MPU Read Task (High Priority)
This task continuously samples inertial data from the MPU6050 at a pre-defined rate and maps device orientation (angle x, y) to the Julia set parameter \(c = c_{re} + i·c_{im}\). Updated parameters are broadcast to all slave nodes via SPI, forcing a full recomputation of the fractal. High priority ensures low-latency response to user motion and stable interactive behavior.
SPI Service Task (Medium Priority)
This task manages all SPI communication with the slave cluster. Slave-generated GPIO interrupts are captured by a lightweight ISR and forwarded to this task using bitmask-based task notifications. The SPI service task retrieves computed pixel blocks from requesting slaves and enqueues them into a shared draw-job buffer for asynchronous rendering.
VGA Draw Task (Low Priority)
This task is responsible for unpacking received pixel data, updating the VGA frame buffer, and mirroring the computed upper half of the image to the lower half. By operating at a lower priority, rendering never blocks sensor updates or SPI communication, allowing new color data to be updated promptly.

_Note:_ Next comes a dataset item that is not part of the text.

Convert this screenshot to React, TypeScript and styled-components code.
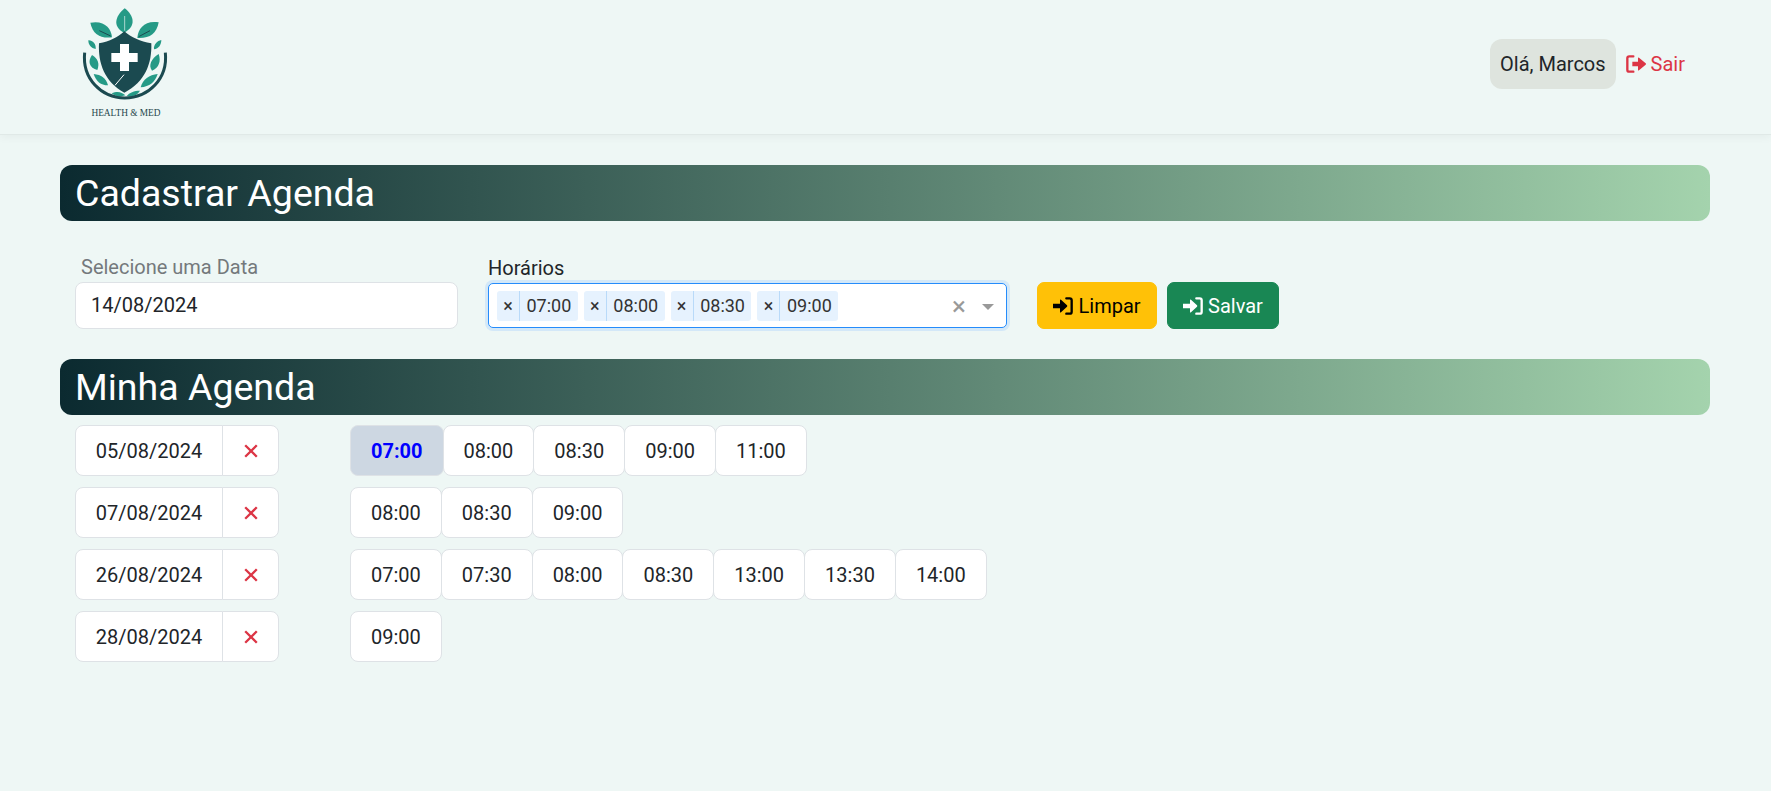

xTaskCreate(VGA_draw_thread, "Draw Thread", 512, NULL, 1, &drawTaskHandle); // Low prority
xTaskCreate(spi_service_thread, "SPI Thread", 512, NULL, 2, &spiTaskHandle); // Mid prority
xTaskCreate(mpu_read_thread, "MPU Thread", 512, NULL, 3, &mpuTaskHandle); // High prority

ISR-to-Task Communication Model

All slave interrupt signals are handled by a minimal GPIO ISR whose sole responsibility is to record which slave has requested service. The ISR does not perform SPI operations or modify shared state directly. Instead, it forwards a bitmask notification to the SPI service task.

This approach ensures:

Bounded ISR execution time (as short as possible)
No SPI access from interrupt context
Clean separation between interrupt events and SPI tranmission handling

void spi_slave_writeReq_irq(uint gpio, uint32_t events) {  
    BaseType_t xHigherPriorityTaskWoken = pdFALSE;
    uint32_t slaveRequestBitMask = 0;

    switch (gpio) {
        case MASTER_IRQ_1:
            slaveRequestBitMask = (1u << 0);
            break;
        case MASTER_IRQ_2:
            slaveRequestBitMask = (1u << 1);
            break;
        case MASTER_IRQ_3:
            slaveRequestBitMask = (1u << 2);
            break;
        case MASTER_IRQ_4:
            slaveRequestBitMask = (1u << 3);
            break;
        case MASTER_IRQ_5:
            slaveRequestBitMask = (1u << 4);
            break;
        case MASTER_IRQ_6:
            slaveRequestBitMask = (1u << 5);
            break;
        case MASTER_IRQ_7:
            slaveRequestBitMask = (1u << 6);
            break;
    }

    xTaskNotifyFromISR(spiTaskHandle, slaveRequestBitMask, eSetBits, &xHigherPriorityTaskWoken);
    portYIELD_FROM_ISR(xHigherPriorityTaskWoken);
}

Shared Resource Protection

Because multiple FreeRTOS tasks interact with the same hardware peripherals, explicit protection is required to prevent race conditions and data corruption. In particular, the SPI peripheral is a shared resource accessed by both the SPI service task and the MPU read task.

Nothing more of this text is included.